CBS TO STREAM ‘9/11’ FOLLOWING BROADCAST

Presentation on cbs.com will allow viewers in markets that are delaying or preempting the broadcast over content concerns to see the Peabody Award-winning special.

CBS announced Saturday that it will stream its Peabody Award-winning special 9/11 after its broadcast on Sunday, Sept. 10 (8-10 p.m., ET/PT). The two-hour special will be posted on CBS.com following the West Coast airing of the broadcast and will remain available for one week.

To date, CBS affiliates in markets representing approximately 10 percent of the country have chosen either to preempt or delay the airing of the special, mostly due to concerns over language used primarily by firefighters on Sept. 11. The online streaming of this broadcast will allow viewers in those markets to see the Peabody Award-winning special.

CBS has decided to air the award-winning presentation in the same manner it aired during its original network broadcasts on March 10, 2002, and Sept. 11, 2002.

The broadcast will include several audience warnings in the presentation, and Robert De Niro, who will again serve as host, in a newly taped introduction to the program, will also alert viewers to the graphic language.

For this airing, filmmakers Jules and Gedeon Naudet and James Hanlon updated the feature with new interviews, including many of the firefighters who were featured in the original program discussing how their lives, families and the world have changed in the five years since the tragedy.

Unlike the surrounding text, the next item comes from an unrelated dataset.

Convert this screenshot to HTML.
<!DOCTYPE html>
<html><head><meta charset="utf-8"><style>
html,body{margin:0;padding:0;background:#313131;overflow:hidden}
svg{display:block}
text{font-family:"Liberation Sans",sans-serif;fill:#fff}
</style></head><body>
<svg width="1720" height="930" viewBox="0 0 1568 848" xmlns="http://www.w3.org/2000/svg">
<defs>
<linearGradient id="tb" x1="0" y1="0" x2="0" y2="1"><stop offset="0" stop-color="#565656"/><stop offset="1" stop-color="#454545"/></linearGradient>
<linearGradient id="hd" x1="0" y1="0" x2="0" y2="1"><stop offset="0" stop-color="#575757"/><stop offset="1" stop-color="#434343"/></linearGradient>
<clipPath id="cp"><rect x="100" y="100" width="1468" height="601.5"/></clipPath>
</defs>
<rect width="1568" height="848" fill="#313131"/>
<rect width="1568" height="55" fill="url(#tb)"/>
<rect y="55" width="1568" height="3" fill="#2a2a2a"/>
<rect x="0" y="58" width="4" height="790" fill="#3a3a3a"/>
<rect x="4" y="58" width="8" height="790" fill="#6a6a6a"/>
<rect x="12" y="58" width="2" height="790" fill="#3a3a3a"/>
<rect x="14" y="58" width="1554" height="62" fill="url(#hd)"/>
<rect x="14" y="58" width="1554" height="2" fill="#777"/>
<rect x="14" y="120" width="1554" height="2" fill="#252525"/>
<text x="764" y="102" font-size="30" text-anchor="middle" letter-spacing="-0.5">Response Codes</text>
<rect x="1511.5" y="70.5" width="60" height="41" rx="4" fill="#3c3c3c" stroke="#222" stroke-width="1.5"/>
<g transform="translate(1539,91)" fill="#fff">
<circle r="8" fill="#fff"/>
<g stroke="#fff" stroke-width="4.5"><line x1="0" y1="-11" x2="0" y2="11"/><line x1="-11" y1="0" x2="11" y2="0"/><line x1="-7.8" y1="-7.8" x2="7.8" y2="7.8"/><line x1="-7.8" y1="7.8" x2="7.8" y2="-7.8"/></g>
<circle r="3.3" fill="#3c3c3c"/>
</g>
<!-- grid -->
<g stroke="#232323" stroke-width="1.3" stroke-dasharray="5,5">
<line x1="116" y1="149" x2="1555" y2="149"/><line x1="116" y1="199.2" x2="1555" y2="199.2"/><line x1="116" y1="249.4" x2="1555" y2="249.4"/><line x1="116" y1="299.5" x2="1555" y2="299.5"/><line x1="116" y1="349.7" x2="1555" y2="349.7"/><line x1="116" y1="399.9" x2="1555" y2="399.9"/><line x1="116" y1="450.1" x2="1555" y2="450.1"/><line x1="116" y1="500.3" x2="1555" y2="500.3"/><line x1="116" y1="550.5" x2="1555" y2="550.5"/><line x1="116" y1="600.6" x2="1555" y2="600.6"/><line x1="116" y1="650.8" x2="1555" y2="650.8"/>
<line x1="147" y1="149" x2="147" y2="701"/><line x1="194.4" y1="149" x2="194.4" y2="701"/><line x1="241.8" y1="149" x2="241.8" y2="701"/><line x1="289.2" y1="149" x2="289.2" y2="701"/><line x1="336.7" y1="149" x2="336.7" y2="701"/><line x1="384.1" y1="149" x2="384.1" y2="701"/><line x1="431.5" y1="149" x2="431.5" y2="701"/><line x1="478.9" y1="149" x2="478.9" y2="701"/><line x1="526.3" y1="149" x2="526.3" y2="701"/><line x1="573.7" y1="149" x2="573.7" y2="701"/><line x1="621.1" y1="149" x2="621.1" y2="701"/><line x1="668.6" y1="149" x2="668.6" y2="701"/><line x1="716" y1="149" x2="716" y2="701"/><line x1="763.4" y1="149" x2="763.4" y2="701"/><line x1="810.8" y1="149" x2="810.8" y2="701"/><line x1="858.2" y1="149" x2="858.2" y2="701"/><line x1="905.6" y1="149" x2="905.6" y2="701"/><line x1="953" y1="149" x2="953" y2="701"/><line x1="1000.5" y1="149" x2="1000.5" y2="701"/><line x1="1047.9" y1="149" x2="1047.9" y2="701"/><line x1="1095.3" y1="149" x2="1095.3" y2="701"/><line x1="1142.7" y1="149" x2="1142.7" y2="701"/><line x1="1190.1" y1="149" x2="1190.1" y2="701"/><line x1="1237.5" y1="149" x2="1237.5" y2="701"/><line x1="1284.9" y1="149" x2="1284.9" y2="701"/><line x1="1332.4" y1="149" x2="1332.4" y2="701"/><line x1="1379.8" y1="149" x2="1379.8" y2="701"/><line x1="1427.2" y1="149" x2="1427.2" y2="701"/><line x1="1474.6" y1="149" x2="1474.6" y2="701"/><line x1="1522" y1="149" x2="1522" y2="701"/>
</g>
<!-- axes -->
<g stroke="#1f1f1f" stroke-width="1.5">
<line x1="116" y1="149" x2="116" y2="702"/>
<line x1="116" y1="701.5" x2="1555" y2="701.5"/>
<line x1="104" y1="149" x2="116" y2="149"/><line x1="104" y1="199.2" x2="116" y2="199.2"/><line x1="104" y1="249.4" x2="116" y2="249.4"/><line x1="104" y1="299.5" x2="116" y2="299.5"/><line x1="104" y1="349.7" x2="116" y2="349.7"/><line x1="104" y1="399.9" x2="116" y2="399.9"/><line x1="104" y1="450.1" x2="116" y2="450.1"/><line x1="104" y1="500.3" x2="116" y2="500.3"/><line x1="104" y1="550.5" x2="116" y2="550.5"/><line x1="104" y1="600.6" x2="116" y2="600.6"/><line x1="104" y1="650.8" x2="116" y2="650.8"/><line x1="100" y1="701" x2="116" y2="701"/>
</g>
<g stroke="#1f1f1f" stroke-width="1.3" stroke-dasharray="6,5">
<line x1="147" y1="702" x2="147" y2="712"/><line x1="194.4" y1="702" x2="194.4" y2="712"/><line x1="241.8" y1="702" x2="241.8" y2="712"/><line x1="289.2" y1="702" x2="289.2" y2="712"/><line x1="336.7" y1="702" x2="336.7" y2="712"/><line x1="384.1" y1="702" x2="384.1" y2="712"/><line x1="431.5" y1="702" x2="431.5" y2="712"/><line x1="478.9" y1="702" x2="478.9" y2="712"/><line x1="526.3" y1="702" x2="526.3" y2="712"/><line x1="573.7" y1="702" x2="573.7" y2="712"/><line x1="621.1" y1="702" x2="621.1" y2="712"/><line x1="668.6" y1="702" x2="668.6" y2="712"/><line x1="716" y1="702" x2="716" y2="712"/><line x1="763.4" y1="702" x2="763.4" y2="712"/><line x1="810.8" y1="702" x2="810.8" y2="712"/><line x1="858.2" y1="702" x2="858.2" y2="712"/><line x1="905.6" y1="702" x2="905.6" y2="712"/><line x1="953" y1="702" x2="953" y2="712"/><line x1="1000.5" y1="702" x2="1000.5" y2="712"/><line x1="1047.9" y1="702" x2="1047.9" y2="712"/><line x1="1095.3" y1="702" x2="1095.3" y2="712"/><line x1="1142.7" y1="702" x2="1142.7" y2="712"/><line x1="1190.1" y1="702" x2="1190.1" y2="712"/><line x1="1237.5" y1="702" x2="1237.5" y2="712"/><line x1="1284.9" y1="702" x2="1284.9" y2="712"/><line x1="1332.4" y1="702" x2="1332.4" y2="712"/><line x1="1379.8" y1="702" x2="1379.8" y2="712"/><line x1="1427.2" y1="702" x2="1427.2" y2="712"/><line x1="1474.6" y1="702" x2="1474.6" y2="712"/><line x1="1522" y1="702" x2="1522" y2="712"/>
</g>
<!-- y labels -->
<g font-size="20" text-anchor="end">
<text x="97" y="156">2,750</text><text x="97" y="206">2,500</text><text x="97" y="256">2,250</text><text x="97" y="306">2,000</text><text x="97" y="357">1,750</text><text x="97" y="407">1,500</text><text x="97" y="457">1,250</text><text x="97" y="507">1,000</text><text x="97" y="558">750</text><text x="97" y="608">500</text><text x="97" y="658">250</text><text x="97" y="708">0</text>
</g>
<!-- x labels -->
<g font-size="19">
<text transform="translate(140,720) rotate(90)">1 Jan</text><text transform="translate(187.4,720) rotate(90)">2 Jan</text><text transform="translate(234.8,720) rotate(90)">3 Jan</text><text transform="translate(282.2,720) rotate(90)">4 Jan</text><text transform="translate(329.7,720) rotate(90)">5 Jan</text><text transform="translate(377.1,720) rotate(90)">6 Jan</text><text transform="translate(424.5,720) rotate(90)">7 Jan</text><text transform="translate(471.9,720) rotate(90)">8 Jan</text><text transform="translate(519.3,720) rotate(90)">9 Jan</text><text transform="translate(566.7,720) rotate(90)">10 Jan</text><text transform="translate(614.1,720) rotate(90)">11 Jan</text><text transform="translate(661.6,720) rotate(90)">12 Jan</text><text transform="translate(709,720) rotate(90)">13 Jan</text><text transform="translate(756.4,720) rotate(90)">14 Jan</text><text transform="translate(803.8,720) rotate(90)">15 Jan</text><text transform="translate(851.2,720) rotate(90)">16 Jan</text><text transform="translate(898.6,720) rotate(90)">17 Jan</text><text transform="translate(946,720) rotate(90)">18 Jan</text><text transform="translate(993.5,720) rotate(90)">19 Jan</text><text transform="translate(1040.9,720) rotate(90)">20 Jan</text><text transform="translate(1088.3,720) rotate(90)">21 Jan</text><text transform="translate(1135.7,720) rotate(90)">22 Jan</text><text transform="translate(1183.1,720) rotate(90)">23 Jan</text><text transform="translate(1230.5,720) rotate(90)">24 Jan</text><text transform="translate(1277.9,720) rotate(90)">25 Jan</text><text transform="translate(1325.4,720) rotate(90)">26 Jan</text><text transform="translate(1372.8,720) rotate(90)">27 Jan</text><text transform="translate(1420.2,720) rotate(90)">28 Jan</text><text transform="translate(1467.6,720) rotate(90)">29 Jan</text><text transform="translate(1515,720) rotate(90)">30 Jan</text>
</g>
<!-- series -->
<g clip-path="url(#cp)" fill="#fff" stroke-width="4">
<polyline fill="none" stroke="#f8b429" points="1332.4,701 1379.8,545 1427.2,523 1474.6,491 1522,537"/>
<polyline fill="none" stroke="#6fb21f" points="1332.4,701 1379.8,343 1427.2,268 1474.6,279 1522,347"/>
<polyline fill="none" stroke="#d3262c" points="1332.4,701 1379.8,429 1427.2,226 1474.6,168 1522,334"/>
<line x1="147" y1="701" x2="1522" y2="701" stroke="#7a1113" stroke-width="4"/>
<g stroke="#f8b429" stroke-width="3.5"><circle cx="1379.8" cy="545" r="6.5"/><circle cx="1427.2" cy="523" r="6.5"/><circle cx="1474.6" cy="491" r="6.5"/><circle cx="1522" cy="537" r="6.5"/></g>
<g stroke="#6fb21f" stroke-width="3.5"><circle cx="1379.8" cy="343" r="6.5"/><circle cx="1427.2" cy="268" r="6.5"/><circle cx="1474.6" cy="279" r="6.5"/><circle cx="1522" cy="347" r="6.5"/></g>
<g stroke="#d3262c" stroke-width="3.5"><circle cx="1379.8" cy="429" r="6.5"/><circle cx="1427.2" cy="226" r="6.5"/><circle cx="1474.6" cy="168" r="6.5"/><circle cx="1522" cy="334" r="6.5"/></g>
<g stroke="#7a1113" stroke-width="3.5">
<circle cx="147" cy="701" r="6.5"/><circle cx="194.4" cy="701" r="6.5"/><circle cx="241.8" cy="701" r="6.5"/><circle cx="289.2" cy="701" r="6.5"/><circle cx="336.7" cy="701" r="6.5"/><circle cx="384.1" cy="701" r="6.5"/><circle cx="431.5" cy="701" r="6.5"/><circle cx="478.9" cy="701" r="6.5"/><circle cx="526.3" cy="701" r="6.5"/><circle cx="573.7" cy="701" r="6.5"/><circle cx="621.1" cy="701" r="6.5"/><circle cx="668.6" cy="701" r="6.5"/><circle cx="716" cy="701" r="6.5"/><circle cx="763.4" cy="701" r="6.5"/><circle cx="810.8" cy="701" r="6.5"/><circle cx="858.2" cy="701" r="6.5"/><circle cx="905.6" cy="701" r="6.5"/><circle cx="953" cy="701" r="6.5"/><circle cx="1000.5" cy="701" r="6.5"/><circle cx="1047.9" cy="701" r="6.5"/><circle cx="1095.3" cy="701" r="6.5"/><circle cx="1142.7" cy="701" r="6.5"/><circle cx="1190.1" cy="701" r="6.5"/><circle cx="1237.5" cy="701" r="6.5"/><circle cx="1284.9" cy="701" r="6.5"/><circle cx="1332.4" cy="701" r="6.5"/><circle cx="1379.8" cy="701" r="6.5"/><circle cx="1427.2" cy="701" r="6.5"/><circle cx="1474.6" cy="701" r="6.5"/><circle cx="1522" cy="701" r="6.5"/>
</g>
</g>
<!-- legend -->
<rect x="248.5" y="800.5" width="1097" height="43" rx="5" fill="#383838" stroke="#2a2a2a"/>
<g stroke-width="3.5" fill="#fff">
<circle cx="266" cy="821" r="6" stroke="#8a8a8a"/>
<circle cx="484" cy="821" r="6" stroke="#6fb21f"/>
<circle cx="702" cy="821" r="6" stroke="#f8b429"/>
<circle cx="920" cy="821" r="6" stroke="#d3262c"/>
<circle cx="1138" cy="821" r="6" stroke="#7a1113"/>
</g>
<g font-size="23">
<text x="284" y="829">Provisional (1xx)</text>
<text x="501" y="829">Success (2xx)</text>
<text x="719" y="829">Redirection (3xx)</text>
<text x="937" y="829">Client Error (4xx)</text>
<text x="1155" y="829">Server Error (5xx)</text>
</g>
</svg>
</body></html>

On Sept. 11, the Naudets and Hanlon were in lower Manhattan shooting a documentary on the Engine 7, Ladder 1 firefighters when Jules suddenly heard a roar from above and turned his camera upward. In doing so, he captured the only known video of the first plane striking the World Trade Center. Camera still rolling, Jules followed the firefighters into the heart of what would soon be known as Ground Zero. Gedeon also rushed to the scene with members of Ladder 1. Over the next several hours, the brothers captured extraordinary video unlike any broadcast since, including 75 minutes of footage from inside the North Tower as the rescue effort was underway and dramatic scenes of escape in the minutes before the building collapsed.